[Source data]
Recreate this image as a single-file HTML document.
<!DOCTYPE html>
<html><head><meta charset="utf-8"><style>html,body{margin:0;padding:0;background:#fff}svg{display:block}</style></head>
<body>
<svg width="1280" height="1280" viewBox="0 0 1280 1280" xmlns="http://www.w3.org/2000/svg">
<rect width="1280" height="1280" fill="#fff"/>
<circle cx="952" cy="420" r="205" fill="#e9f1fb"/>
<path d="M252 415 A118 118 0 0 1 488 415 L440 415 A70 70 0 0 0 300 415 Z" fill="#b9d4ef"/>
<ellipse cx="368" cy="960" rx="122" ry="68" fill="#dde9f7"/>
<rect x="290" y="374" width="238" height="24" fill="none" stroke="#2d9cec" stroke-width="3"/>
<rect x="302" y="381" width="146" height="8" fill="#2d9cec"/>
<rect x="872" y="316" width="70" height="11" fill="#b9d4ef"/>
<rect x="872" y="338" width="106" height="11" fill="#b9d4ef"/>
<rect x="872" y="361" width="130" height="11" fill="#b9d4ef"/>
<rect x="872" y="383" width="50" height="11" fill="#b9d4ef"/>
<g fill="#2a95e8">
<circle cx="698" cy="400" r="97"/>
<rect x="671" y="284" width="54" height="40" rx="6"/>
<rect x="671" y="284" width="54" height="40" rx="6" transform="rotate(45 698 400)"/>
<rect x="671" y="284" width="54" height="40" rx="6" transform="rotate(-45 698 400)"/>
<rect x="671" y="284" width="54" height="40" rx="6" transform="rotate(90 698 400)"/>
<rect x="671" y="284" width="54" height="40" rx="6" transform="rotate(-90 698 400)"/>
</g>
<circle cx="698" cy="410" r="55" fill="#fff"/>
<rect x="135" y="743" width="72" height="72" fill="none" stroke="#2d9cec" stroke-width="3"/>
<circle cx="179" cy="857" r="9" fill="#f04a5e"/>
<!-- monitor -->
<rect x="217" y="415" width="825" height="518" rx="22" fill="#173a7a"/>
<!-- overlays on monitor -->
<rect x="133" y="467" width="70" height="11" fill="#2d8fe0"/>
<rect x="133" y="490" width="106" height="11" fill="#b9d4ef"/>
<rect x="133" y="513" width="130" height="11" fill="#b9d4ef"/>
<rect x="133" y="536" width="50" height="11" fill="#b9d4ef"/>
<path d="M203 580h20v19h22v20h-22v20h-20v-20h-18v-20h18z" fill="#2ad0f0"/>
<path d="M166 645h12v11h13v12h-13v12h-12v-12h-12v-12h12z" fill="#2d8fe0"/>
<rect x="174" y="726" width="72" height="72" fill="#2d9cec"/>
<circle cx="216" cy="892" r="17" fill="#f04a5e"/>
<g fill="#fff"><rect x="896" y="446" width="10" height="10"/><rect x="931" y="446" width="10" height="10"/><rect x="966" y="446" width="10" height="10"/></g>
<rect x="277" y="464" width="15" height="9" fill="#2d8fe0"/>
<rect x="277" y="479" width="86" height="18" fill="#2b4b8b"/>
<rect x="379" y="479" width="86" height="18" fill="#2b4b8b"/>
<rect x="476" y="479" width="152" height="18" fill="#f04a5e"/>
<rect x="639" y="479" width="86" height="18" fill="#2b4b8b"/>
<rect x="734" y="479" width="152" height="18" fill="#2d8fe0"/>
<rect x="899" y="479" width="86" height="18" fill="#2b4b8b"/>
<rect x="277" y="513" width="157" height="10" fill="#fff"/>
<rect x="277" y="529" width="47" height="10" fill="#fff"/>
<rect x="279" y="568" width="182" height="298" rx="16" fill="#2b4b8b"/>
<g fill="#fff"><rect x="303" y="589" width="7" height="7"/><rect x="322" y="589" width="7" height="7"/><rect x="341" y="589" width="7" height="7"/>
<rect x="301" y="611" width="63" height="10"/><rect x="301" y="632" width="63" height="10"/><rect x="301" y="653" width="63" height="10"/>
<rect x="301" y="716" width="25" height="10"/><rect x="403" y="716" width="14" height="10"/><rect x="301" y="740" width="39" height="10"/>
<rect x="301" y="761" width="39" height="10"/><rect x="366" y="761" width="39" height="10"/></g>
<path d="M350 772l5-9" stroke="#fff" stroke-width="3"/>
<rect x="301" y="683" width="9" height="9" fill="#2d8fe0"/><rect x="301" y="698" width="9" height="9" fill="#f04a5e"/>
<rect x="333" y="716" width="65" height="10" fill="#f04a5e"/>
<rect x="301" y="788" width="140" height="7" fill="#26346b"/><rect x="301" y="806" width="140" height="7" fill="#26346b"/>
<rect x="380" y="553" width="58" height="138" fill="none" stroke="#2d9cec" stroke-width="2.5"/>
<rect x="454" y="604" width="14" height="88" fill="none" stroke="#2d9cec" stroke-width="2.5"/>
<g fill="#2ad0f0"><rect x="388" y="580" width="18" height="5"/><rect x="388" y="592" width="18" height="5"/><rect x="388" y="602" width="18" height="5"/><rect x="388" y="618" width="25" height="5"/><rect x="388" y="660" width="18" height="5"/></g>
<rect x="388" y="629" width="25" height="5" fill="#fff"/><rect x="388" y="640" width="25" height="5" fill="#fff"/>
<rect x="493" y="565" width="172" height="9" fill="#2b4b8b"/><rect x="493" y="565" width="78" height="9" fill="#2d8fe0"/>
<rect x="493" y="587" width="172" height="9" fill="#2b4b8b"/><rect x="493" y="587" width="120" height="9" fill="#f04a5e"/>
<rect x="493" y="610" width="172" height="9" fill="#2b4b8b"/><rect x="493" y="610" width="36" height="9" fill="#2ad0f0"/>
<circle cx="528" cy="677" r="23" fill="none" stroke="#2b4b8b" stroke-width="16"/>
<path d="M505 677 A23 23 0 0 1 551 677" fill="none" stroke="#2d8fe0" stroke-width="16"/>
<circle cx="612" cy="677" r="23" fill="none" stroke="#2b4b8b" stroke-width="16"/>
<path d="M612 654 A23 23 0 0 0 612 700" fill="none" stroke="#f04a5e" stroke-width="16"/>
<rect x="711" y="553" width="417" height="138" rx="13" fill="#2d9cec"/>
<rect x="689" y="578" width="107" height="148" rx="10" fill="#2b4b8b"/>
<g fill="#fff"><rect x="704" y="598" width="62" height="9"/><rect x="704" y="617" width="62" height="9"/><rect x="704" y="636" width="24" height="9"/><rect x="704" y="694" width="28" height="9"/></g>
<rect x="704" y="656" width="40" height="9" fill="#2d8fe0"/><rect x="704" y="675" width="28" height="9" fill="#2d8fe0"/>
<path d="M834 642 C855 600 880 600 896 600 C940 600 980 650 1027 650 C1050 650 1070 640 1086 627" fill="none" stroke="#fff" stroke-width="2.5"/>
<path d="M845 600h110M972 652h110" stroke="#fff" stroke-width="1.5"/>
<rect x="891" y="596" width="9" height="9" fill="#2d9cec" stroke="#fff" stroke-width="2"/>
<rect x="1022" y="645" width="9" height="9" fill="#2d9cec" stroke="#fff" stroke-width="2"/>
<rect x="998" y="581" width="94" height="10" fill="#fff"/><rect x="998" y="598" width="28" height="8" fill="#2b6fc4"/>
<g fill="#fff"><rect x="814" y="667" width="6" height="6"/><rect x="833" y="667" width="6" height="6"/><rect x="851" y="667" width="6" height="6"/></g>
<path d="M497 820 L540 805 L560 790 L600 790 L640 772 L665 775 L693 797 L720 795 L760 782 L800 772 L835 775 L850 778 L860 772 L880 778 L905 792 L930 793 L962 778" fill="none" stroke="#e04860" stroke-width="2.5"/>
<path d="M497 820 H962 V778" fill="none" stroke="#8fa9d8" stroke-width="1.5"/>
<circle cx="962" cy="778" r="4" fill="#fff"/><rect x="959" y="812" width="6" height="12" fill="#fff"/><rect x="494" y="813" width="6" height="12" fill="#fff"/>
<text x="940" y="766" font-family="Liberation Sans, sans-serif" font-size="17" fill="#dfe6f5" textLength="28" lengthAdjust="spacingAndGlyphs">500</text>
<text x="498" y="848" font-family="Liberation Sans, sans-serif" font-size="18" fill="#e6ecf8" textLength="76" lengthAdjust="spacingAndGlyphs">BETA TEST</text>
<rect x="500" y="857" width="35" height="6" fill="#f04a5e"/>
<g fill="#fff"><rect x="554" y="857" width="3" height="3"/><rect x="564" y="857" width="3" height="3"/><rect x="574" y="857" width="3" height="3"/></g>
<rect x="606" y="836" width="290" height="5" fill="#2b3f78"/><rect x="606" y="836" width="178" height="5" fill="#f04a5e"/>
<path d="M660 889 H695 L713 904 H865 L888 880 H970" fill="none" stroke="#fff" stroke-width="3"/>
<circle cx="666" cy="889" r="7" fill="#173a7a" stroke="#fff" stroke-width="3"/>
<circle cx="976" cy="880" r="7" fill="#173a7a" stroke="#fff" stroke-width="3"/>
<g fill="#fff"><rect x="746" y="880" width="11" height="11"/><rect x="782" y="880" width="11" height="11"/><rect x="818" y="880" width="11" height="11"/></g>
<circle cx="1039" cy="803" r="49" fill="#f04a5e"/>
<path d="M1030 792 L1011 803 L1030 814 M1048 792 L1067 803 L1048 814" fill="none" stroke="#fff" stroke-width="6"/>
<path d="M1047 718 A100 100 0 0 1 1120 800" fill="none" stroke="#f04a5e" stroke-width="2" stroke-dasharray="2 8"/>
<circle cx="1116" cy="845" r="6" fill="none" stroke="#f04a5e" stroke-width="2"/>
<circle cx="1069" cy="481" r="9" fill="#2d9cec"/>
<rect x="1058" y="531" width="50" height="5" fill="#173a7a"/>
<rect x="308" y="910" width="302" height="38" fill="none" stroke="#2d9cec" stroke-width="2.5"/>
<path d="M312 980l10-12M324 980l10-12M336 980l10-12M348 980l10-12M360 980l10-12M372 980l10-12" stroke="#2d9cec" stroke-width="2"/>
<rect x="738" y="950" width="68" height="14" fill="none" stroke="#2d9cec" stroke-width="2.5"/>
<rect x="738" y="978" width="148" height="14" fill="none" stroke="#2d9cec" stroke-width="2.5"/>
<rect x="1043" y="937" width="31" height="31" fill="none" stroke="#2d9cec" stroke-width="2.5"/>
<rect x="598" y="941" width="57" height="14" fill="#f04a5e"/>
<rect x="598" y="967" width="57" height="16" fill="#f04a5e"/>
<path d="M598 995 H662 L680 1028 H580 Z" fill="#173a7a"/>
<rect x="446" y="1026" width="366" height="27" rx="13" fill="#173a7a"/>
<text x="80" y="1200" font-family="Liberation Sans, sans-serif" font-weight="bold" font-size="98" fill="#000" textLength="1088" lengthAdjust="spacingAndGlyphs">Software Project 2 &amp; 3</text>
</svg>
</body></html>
==
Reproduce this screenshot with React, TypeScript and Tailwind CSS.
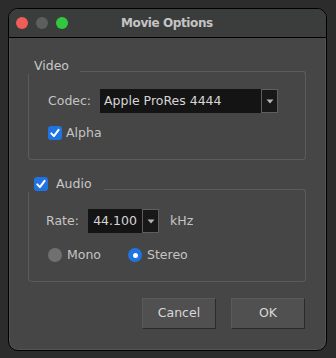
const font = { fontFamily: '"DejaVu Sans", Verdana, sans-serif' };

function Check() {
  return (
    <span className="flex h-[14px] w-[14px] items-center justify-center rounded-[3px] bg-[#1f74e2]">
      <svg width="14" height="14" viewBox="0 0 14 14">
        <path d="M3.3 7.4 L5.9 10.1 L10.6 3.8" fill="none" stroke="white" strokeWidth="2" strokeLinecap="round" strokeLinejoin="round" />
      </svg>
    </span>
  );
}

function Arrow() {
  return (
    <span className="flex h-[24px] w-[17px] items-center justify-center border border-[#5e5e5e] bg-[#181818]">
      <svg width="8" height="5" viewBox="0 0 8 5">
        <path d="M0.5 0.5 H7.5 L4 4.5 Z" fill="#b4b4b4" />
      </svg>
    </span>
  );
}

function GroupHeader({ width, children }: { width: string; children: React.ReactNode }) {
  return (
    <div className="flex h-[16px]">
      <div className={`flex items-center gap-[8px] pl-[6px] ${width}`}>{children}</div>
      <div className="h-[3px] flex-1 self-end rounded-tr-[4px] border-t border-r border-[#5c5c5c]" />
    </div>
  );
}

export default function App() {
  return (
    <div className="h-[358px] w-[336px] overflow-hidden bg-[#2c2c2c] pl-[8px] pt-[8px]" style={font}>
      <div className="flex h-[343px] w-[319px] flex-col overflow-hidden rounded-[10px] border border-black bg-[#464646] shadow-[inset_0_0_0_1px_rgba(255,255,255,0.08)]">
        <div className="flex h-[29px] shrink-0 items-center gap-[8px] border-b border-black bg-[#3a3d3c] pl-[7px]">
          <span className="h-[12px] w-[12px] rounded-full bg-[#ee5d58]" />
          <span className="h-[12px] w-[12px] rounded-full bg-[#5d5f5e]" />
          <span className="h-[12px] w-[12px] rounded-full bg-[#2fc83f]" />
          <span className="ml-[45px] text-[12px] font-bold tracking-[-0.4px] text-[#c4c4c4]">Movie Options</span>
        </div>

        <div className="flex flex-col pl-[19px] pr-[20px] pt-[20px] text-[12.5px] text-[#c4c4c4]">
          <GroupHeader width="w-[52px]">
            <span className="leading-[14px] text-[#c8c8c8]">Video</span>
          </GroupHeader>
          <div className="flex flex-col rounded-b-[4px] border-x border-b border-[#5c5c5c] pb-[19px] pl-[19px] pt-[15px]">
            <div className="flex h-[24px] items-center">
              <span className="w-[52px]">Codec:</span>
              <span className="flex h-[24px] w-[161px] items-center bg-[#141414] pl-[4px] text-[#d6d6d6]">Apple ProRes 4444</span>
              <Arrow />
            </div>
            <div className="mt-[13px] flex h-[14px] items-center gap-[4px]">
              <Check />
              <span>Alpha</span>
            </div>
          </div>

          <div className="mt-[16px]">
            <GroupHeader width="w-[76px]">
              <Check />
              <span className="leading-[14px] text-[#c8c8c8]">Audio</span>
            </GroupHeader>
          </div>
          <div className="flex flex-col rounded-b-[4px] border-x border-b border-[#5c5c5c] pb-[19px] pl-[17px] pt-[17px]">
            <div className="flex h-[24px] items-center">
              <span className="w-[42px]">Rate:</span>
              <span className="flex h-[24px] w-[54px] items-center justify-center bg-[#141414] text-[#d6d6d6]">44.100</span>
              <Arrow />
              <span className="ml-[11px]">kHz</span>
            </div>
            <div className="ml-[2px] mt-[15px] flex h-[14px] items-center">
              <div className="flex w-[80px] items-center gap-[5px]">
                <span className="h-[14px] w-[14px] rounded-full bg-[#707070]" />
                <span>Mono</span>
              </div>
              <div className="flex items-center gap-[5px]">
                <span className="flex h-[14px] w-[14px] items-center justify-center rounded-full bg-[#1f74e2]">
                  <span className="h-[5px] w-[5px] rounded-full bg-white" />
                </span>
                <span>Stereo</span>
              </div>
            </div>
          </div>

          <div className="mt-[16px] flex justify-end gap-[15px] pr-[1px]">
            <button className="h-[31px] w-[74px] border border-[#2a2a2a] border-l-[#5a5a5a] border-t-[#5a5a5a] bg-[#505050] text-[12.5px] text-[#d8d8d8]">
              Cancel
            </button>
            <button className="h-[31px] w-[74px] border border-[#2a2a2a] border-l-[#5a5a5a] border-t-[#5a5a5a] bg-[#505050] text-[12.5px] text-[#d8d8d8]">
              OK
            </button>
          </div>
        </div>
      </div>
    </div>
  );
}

• [Given task]
Determine the number of lines in the listing that contain the string "React". Write that number and nothing else.

• [Exercise response]
2